“Non crescere è già diminuire”

Il rischio dell’immobilismo, la sfida della speranza e il coraggio di ripartire dal carisma.

Il Capitolo generale 2025 sembra sia stato una buona esperienza di metodologia sinodale, ora speriamo che le decisioni prese con questa metodologia abbiano una buona accoglienza da parte di tutti i confratelli. Nei mesi antecedenti al Capitolo, i capitolari hanno avuto la possibilità di prepararsi partecipando on line a parecchi incontri e a un ritiro spirituale, ricco di contenuti di Vita religiosa. Ai lavori capitolari hanno partecipato dei “facilitatori” che hanno introdotto un ottimo linguaggio sinodale più aderente al tempo che la Chiesa sta vivendo; puntuale e sobria è stata la comunicazione. Tutti questi aspetti positivi non diminuiscono la preoccupazione sulla situazione attuale della Congregazione, a riguardo della qualità e quantità di membri professi perpetui, la scarsità generalizzata di vocazioni, di formatori e di formazione solida Cavanis. Conosciamo il detto “non crescere è già diminuire”.

Se la Congregazione non cresce numericamente con nuove vocazioni, magari dello 0,01%, se non ci prende cura delle vocazioni, della loro solida formazione, della santità dei suoi membri e della fedeltà al carisma, senza diluirsi in mille attività non specifiche, essa continuerà a diminuire.

Se i religiosi non crescono culturalmente con vera competenza teologica e pastorale, non bastano gli attestati universitari, se la formazione permanente rimane deficitaria e senza aggiornamento continuo, il diminuire sarà accelerato. Ora tutto dipende da ciascuno cercare e creare alternative, opportunità e possibilità di crescita, in ciascuno di questi aspetti. Quali sono le probabilità di crescita? L’improbabile non è l’impossibile.

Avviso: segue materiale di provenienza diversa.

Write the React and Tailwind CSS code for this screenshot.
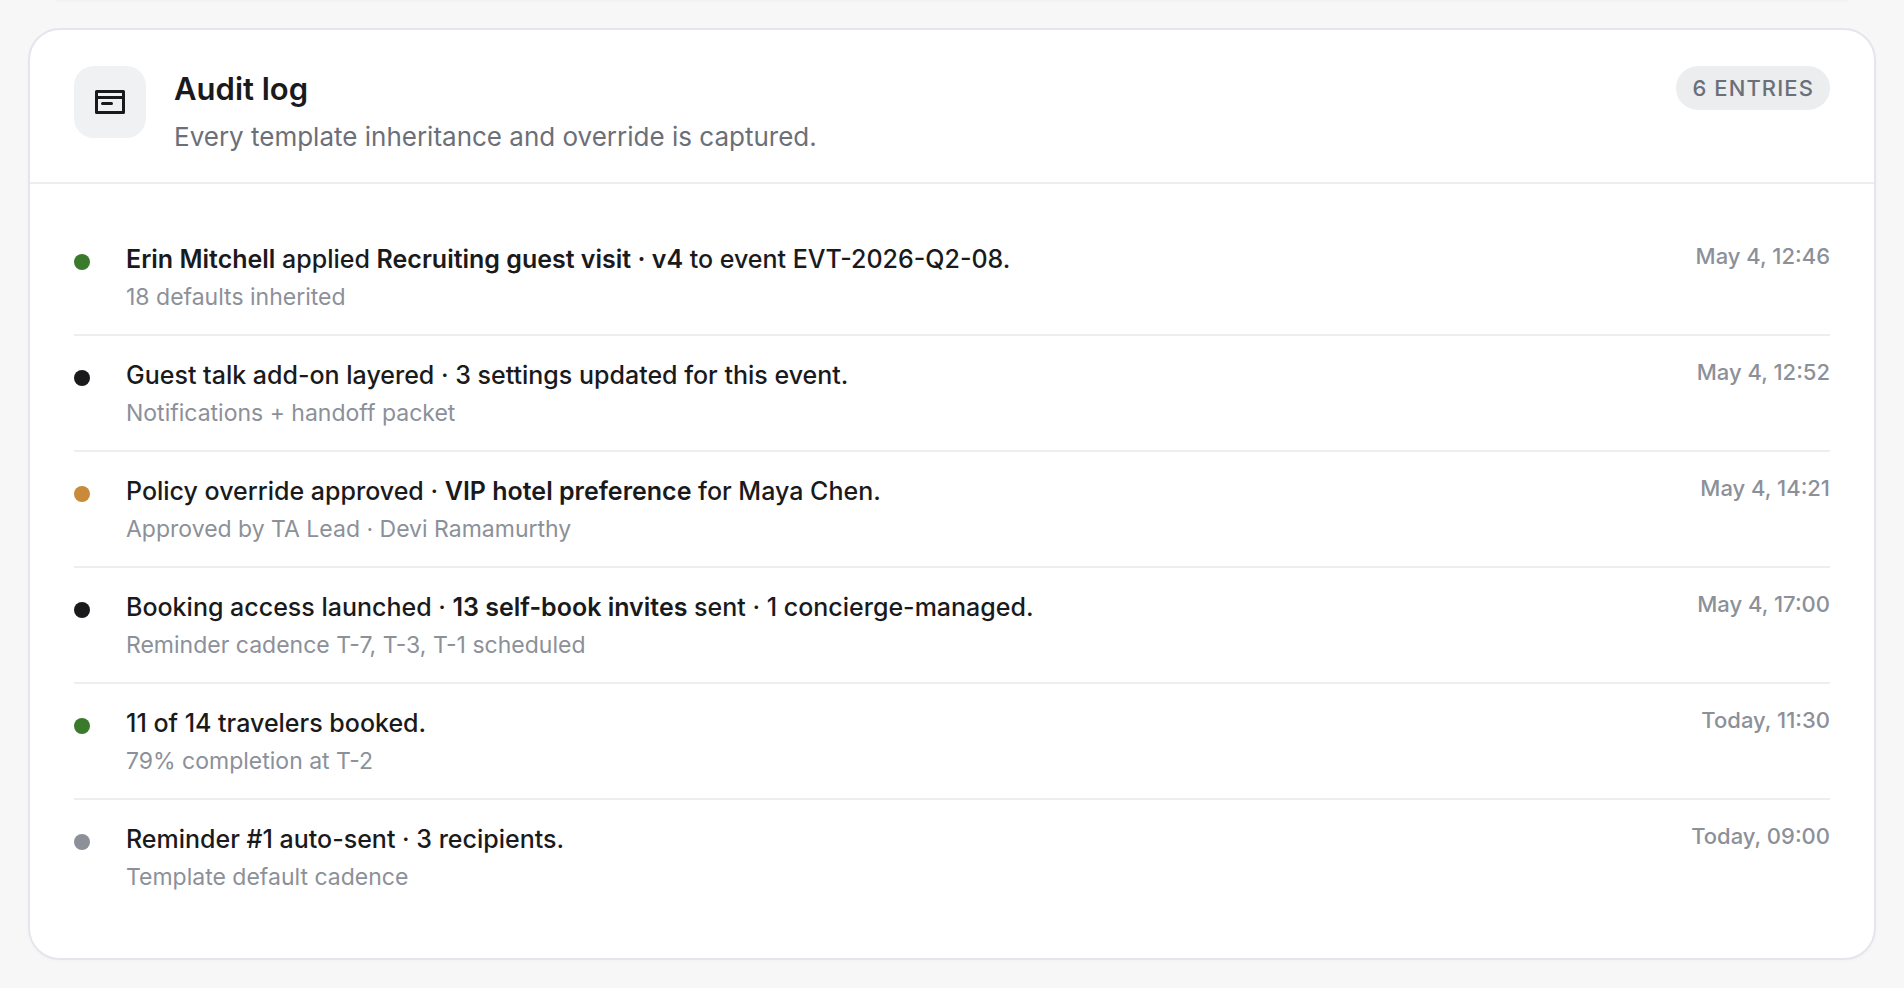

Tutte le vie nuove della storia sono state inattese. Si dice che l’intelligenza artificiale può far paura, ma l’intelligenza umana superficiale e l’assenza di fede nella Provvidenza, fanno ancora più paura. Affinché l’intelligenza umana dei religiosi diventi autocritica e favorisca la crescita della Congregazione bisogna risvegliare la curiosità dell’infanzia, le aspirazioni dell’adolescenza, le responsabilità e la fiducia in Dio dell’adulto e nell’anzianità attingere dalle esperienze delle età che abbiamo attraversato. Non bisogna vivere da sonnambuli permettendo alla superficialità e allo scoraggiamento di prendere il sopravvento. Ciascuno si faccia una ragione della situazione agonica che stiamo vivendo e si converta.


Ripartiamo dal carisma! La conoscenza solida e umile del mondo giovanile nei Paesi dove stiamo vivendo è parziale e dispersa, si riduce spesso a frasi scontate. Mai ci sono state tante conoscenze sull’uomo e mai si è saputo così poco dei giovani e del valore della loro vita. Da educatori facciamocene una ragione per continuare a sperare che l’homo sapiens non diventi homo demens.

C’è una sorta di buco nero nella conoscenza di noi stessi, e ciò ostacola la reciproca comprensione, e nella conoscenza del mondo giovanile, le stesse innovazioni pedagogiche e pastorali appaiono portatrici di privilegi per pochi ragazzi più che di benefici per tutti. Non bisogna mai chiudere gli occhi, né fingere mai di non vedere gli aspetti di sofferenza della vita dei giovani, ma cercare sempre di vedere qual tanto di nobile, generoso e buono in loro, e servirli nei loro tratti meravigliosi con la passione, lo stile e la fedeltà dei Fondatori.


Non si combina nulla senza speranza, rinchiudendosi nelle mura della malinconia, della rassegnazione. Bisogna liberarsi dagli egocentrismi, tenere lontano le bassezze e le miopie mentali.

Dentro di noi cristiani abbiamo gli anticorpi, dobbiamo nutrirli per vincere ogni scoraggiamento. Nessuno si senta un “condottiero solitario”, ma umile operaio che mira a trasformare la sua umanità e la sua spiritualità per assumere la forma del Vangelo e “gli stessi sentimenti che furono in Cristo Gesù”. Non possiamo dire che i giovani non hanno ideali per il servizio, la solidarietà, la missione, se non li abbiamo nemmeno noi, chiusi in un ego sistema che non aiuta a essere “gioiosi e impegnati nella speranza” e a rischiare per il bene.